26

Friday, 14 January 2011


Jack stood on the platform at Earls Court and consulted his duty book. The spiral-bound wad of pages, with a picture on the cover of a red and silver District line train, was encased in plastic so scratched with use the train seemed to come out of a fog.

The pages held the details of every shift on the District line for the year: times of trains in tiny print, set to the half-minute. Only when Jack was driving would he submit to the constraints of measured time. The public had no knowledge of this timetable, aware only of what the electronic boards announced: a train was due in three minutes or ten or ‘Approaching’ with a distant roar and a dusty breeze from the tunnel.

He confirmed the set number of the 11.13 and 30 seconds pick-up. It was ‘277’. He had no need to ponder what the figures meant, yet he felt afraid. Was he one of those hunters he despised, who live not for capture, but for the hunt itself? When the prey was in sight he wanted to drive his train into a tunnel and ignore the signs. No, he was not one of those, he told himself. He would not shirk his task.

Jack stayed behind the bright yellow gate on the platform’s edge, clutching his driver’s key. He grew excited, believing that Wednesday night’s crack in the pavement had indeed been a sign. When the open cab door slid to a stop precisely next to where he stood, Jack was a god and ready for what would come next.


Jack eased the handle forward and his train slid into the brick tunnel. As the curved roof passed overhead, he allowed himself to think about his day. ‘Tired, cold or hungry?’ his mother would say when he grizzled in his pushchair, presumably unable to conceive of a child being anything other than these three conditions. He was rarely hungry. Out at night, he was cold, but was used to it. He had never spent so long in the company of someone else. He was tired.

He had not liked leaving Isabel’s house so abruptly. What luck it was that Stella had been upstairs when his telephone rang; she had not heard his conversation. These days the Underground was demanding more; he would have liked to walk away except he depended on his times deep below London with only the bricks and the lines for company.

Jack had enjoyed cleaning Isabel’s kitchen; it did not nullify her death, but did soothe. He had been aware of Stella two flights above; would she tell him if she found anything? She was not the sharing type.

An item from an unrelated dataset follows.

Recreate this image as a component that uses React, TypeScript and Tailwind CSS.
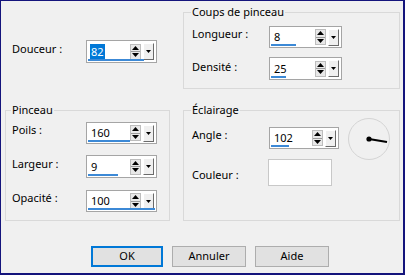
import React from 'react'

interface SpinProps {
  value: string
  bar: number
  className: string
  selected?: boolean
}

const Spin: React.FC<SpinProps> = ({ value, bar, className, selected }) => (
  <div className={`relative flex items-center border border-[#a5a5a5] bg-white pr-[2px] ${className}`}>
    <div className="flex flex-1 items-center pl-[3px] pb-[1px]">
      <span className={selected ? 'bg-[#0078d7] px-[1px] leading-[15px] text-white' : 'px-[1px] leading-[15px]'}>
        {value}
      </span>
    </div>
    <div className="flex h-[16px] w-[11px] flex-col border border-[#bdbdbd] bg-[#e8e8e8]">
      <div className="flex flex-1 items-center justify-center border-b border-[#9a9a9a]">
        <svg width="7" height="4" viewBox="0 0 7 4">
          <polygon points="0,4 3.5,0 7,4" fill="#000" />
        </svg>
      </div>
      <div className="flex flex-1 items-center justify-center">
        <svg width="7" height="4" viewBox="0 0 7 4">
          <polygon points="0,0 3.5,4 7,0" fill="#000" />
        </svg>
      </div>
    </div>
    <div className="ml-[2px] flex h-[17px] w-[11px] items-center justify-center border border-t-white border-l-white border-r-[#6b6b6b] border-b-[#6b6b6b] bg-[#f0f0f0]">
      <svg width="5" height="3" viewBox="0 0 5 3">
        <polygon points="0,0 2.5,3 5,0" fill="#000" />
      </svg>
    </div>
    <div className="absolute bottom-[1px] left-[1px] h-[2px] bg-[#3c89d6]" style={{ width: bar }} />
  </div>
)

const Group: React.FC<{ title: string; className: string; children: React.ReactNode }> = ({ title, className, children }) => (
  <fieldset className={`border border-[#d9d9d9] ${className}`}>
    <legend className="-ml-[1px] px-[1px] leading-[16px]">{title}</legend>
    {children}
  </fieldset>
)

export default function App() {
  return (
    <div
      className="h-[275px] w-[405px] border-t border-l border-r-2 border-b-2 border-[#14147c] bg-[#f0f0f0] text-[11px] text-black"
      style={{ fontFamily: '"Noto Sans", "Open Sans", sans-serif' }}
    >
      <div className="grid grid-cols-[165px_217px] gap-x-[13px] gap-y-[13px] pl-[4px] pt-[3px]">
        {/* Douceur */}
        <div className="flex items-start pl-[7px] pt-[36px]">
          <span className="w-[74px] pt-[1px]">Douceur :</span>
          <Spin value="82" bar={56} selected className="h-[23px] w-[71px]" />
        </div>

        <Group title="Coups de pinceau" className="h-[85px] pl-[8px]">
          <div className="mt-[6px] flex items-start">
            <span className="w-[77px]">Longueur :</span>
            <Spin value="8" bar={25} className="h-[22px] w-[73px]" />
          </div>
          <div className="mt-[9px] flex items-start">
            <span className="w-[77px] pt-[2px]">Densité :</span>
            <Spin value="25" bar={15} className="h-[23px] w-[73px]" />
          </div>
        </Group>

        <Group title="Pinceau" className="h-[119px] pl-[6px]">
          <div className="mt-[4px] flex items-start">
            <span className="w-[74px]">Poils :</span>
            <Spin value="160" bar={42} className="h-[22px] w-[71px]" />
          </div>
          <div className="mt-[11px] flex items-start">
            <span className="w-[74px] pt-[1px]">Largeur :</span>
            <Spin value="9" bar={30} className="h-[23px] w-[71px]" />
          </div>
          <div className="mt-[12px] flex items-start">
            <span className="w-[74px]">Opacité :</span>
            <Spin value="100" bar={67} className="h-[22px] w-[71px]" />
          </div>
        </Group>

        <Group title="Éclairage" className="h-[119px] pl-[8px]">
          <div className="flex items-start">
            <div className="mt-[9px] flex items-start">
              <span className="w-[77px]">Angle :</span>
              <Spin value="102" bar={18} className="h-[22px] w-[70px]" />
            </div>
            <svg className="ml-[8px] -mt-[1px]" width="44" height="44" viewBox="0 0 44 44">
              <circle cx="22" cy="22" r="20.5" fill="none" stroke="#d4d4d4" strokeWidth="1" />
              <line x1="22" y1="22" x2="40" y2="25" stroke="#000" strokeWidth="2" />
              <circle cx="22" cy="22" r="2.6" fill="#000" />
            </svg>
          </div>
          <div className="-mt-[2px] flex items-start">
            <span className="w-[76px] pt-[8px]">Couleur :</span>
            <div className="h-[27px] w-[64px] border border-[#c8c8c8] bg-white" />
          </div>
        </Group>
      </div>

      <div className="mt-[25px] flex gap-x-[9px] pl-[90px]">
        <button className="h-[21px] w-[72px] border-2 border-[#0078d7] bg-[#e1e1e1]">OK</button>
        <button className="h-[21px] w-[74px] border border-[#adadad] bg-[#e1e1e1]">Annuler</button>
        <button className="h-[21px] w-[74px] border border-[#adadad] bg-[#e1e1e1]">Aide</button>
      </div>
    </div>
  )
}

He pulled into the station and in the monitor saw a man and a woman boarding different cars; the night-time rush was over. Once more up to Upminster then to Earls Court and home, except that since leaving Michael and Ellen Hamilton’s he had no home.

Jack Harmon had told Stella the truth; he did not know why the colour green – Pantone 375 – provoked such violent symptoms.

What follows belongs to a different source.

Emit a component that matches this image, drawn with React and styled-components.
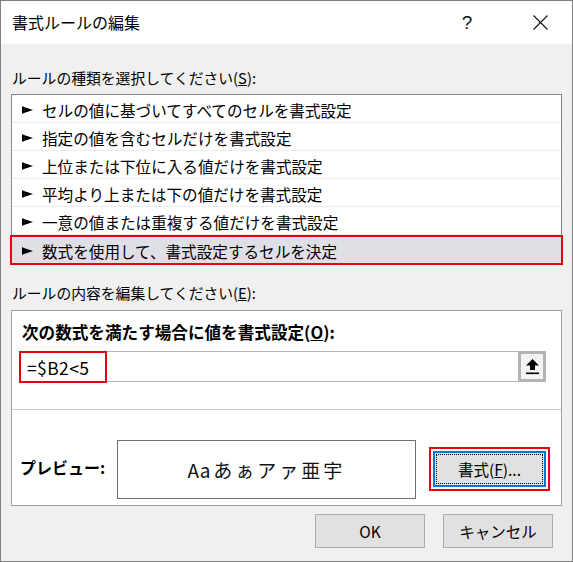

He mulled on the other colour in Stella’s branding: Pantone 277. He had hidden his shock well when she told him: twenty-seven and seven didn’t take working out; the signs were thick and fast. Today the set number for the relief train was 652 and as was often the case it had not immediately communicated anything.

He took the train along the open track after Ravenscourt Park towards Stamford Brook. This was his favourite part of the journey. Jack loved the tunnels, but he also appreciated the long vista at this point. The stations with the highest death rate are those near mental institutions. This was a good place: a Piccadilly train passes the unprotected platform at Stamford Brook at speed; no driver can stop in time.

None of the drivers referred to their shifts as journeys; they were shifts for which they were remunerated, but for Jack every minute counted, every mile travelled was progress.

It was one o’clock in the morning when Jack came out on to Earls Court Road. He avoided the crack in the paving that had got him the other night. Half an hour later he cut under the Hammersmith flyover, dodging between the supports where with no snow it was easier to walk.

There was no green to bother him at night. Jack remembered the light blue: Pantone 277 and got it: the two colours, 277 plus 375, added up to 652: tonight’s set number.

He was getting hotter.

He entered Furnival Gardens and skated along the icy path to Hammersmith Terrace, singing softly:

‘This is the dog that worried the cat

That killed the rat that ate the malt

That lay in the house that Jack built.’

Outside Sarah Glyde’s house, by the Bell Steps, he turned on his phone; Stella had left a message asking him to call. He turned to page 141 of his A–Z. The next page in his quest took him to Biggin Hill. Too late tonight, but with so many signs he must persevere; he texted that he had to take his mother to Biggin Hill and switched his phone to voicemail.


With insistent stealth, snow fell over the sleeping city, rendering it timeless. No one saw a tall, loping figure, hands in the pockets of a long black coat, enter the subway tunnel that came out beside the statue of the Leaning Woman.